Leave out the pictures, and write out exactly the lines from the beginning of the material to the line holding "items-center bg-[#2f3742] pl-[32px]", that line included, and nothing else.
--- BEGIN Information shown ---
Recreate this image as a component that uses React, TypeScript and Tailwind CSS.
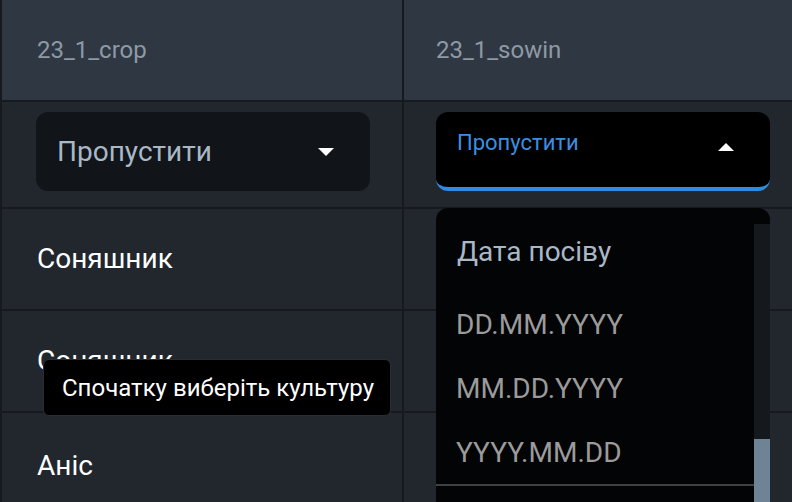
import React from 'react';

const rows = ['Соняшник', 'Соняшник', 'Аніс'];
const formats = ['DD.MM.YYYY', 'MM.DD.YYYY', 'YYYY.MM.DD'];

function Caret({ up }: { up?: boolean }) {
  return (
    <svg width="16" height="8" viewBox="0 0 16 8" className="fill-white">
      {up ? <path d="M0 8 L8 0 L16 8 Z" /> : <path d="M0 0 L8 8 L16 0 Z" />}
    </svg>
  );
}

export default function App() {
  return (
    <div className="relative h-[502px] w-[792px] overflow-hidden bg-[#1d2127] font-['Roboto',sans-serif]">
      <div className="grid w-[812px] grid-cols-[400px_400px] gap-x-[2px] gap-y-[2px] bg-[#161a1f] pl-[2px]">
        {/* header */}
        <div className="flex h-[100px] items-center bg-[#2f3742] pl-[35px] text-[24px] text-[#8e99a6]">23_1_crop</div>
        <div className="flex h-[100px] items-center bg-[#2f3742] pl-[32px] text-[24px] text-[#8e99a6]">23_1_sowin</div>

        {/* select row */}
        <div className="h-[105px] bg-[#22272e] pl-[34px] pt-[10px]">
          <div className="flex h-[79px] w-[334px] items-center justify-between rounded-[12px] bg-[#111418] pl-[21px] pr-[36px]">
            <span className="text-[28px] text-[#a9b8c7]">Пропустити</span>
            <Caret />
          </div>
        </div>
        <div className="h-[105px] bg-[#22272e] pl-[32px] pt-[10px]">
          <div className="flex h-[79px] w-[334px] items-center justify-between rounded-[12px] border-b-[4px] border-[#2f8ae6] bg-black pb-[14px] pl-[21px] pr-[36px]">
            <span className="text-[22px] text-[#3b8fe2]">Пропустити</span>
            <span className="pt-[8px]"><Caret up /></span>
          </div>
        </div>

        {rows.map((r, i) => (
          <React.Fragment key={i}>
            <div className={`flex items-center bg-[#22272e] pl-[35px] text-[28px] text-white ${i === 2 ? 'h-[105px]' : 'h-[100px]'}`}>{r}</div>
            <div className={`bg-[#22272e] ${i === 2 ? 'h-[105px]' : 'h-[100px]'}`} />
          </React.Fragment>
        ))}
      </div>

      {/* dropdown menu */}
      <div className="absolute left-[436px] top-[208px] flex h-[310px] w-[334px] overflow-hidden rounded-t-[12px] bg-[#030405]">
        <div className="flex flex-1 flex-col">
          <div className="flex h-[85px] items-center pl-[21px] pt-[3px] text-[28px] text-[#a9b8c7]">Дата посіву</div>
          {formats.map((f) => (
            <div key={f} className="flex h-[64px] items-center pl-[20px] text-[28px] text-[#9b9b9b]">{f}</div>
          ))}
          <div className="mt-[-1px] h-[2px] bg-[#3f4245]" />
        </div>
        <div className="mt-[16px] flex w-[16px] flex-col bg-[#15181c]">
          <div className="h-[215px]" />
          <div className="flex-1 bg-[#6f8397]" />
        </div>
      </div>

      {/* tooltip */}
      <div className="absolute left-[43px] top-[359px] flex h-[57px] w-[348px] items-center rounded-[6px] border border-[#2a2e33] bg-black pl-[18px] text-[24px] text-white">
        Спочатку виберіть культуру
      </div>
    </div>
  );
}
--- END Information shown ---
- Solution to the exercise
Recreate this image as a component that uses React, TypeScript and Tailwind CSS.
import React from 'react';

const rows = ['Соняшник', 'Соняшник', 'Аніс'];
const formats = ['DD.MM.YYYY', 'MM.DD.YYYY', 'YYYY.MM.DD'];

function Caret({ up }: { up?: boolean }) {
  return (
    <svg width="16" height="8" viewBox="0 0 16 8" className="fill-white">
      {up ? <path d="M0 8 L8 0 L16 8 Z" /> : <path d="M0 0 L8 8 L16 0 Z" />}
    </svg>
  );
}

export default function App() {
  return (
    <div className="relative h-[502px] w-[792px] overflow-hidden bg-[#1d2127] font-['Roboto',sans-serif]">
      <div className="grid w-[812px] grid-cols-[400px_400px] gap-x-[2px] gap-y-[2px] bg-[#161a1f] pl-[2px]">
        {/* header */}
        <div className="flex h-[100px] items-center bg-[#2f3742] pl-[35px] text-[24px] text-[#8e99a6]">23_1_crop</div>
        <div className="flex h-[100px] items-center bg-[#2f3742] pl-[32px] text-[24px] text-[#8e99a6]">23_1_sowin</div>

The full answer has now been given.